Not Vice President Vance. He gave Europe’s political elite a lecture on free speech that they would not soon forget. Vance let the Europeans know that the new administration in Washington was very worried about how Europe’s governments were gradually encroaching on freedom of expression.
Europe responded with disbelief; up until that moment, the prevailing paradigm was that Europe looks down the nose at America—especially when there is a Republican in the White House—and America quietly ponies up the money and the resources to keep Europe looking militarily strong and industrially capable.
Trump broke with that paradigm. His assessment of Europe is as chilling as it is a ‘naked emperor’ experience. The U.S. government’s new National Security Strategy, NSS, published in November last year, refers openly to Europe’s long-term economic decline—a point I have also made on numerous occasions. This decline weakens the continent’s ability to maintain a military, and even threatens its status as a cohesive political entity.
However, the National Security Strategy explains (p. 25), the erosion of Europe’s economic strength
is eclipsed by the real and more stark prospect of civilizational erasure. The larger issues facing Europe include activities of the European Union and other transnational bodies that undermine political liberty and sovereignty, migration policies that are transforming the continent and creating strife, censorship of free speech and suppression of political opposition, cratering birthrates, and loss of national identities and self-confidence.
This is a heavy indictment of Europe as a civilizational project and most of all of the political class leading the way toward that “civilizational erasure.” It is important to note that this decline does not apply to all of the continent. In the east, nations from Estonia to Hungary have charted a different path into the future than Western Europe has. Lower immigration, higher birth rates, and stronger economies have put Eastern Europe ahead and given hope for the future.
Nevertheless, Trump’s NSS poignantly rewrites the script for Europe’s future. While the Eastern countries will continue to be European in the traditional sense, Western Europe, from Spain to Sweden, is plagued by demographic upheaval, economic decline, and fatal de-Christianization. Although the NSS does not take its criticism this far, it is strongly implied in its assessment (p. 25):
Should present trends continue, the continent will be unrecognizable in 20 years or less. As such, it is far from obvious whether certain European countries will have economies and militaries strong enough to remain reliable allies. Many of these nations are currently doubling down on their present path. We want Europe to remain European, to regain its civilizational self-confidence, and to abandon its failed focus on regulatory suffocation.

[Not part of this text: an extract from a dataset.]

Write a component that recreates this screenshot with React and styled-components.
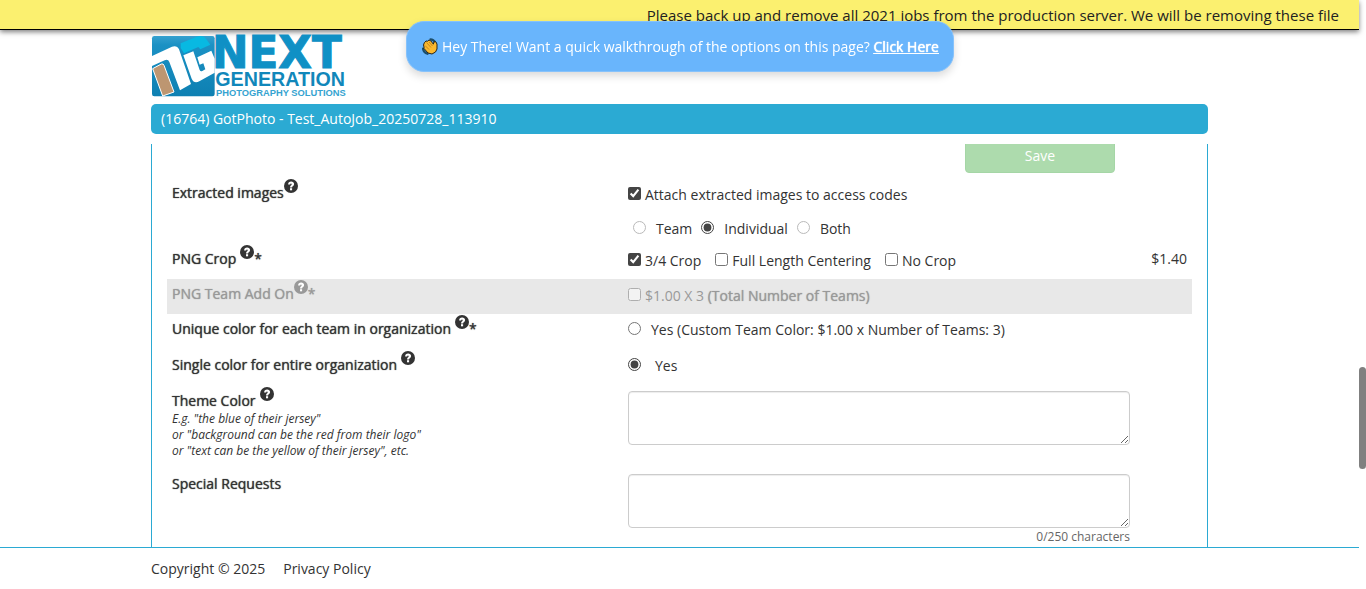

Looking at a Europe fragmented into two halves, the resilient east and the decaying west, Trump has decided that unless the leaders of western Europe change their ways, the greatest days of the continent are in the past. As those days become a distant echo in the history books, a new, grim reality emerges—one that Trump is not going to gamble with. Greenland may have a small population, but its geostrategic value is immense. Its military value is underscored by the presence of the United States Space Force base in the northwestern part of the island. Greenland is also well known for harboring major deposits of minerals.
In a scenario that Trump’s NSS does not spell out, but we can easily infer from it, western Europe’s demographic changes turn large swaths of the continent into a patchwork of Islamic nations. Those nations, in turn, shift European politics in a direction that is antithetical to friendly relations with the United States.
If this is Europe’s future—and we have painfully many reasons to believe it is—then its fallout in the global political arena will be immeasurable. With countries like Sweden, Germany, the Netherlands, Belgium, France, and Spain leading the Islamization, those countries will in all likelihood also adopt the anti-American views of radical Islam.
By exposing Europe’s political leadership as weak and listless, Trump has put the question of the continent’s future at the top of the news cycle. He has done formidable work to expose the need for a transformation of the U.S.-Europe relations; the question is if the political elite in Western Europe hears his message and is willing to do what is necessary to save their continent.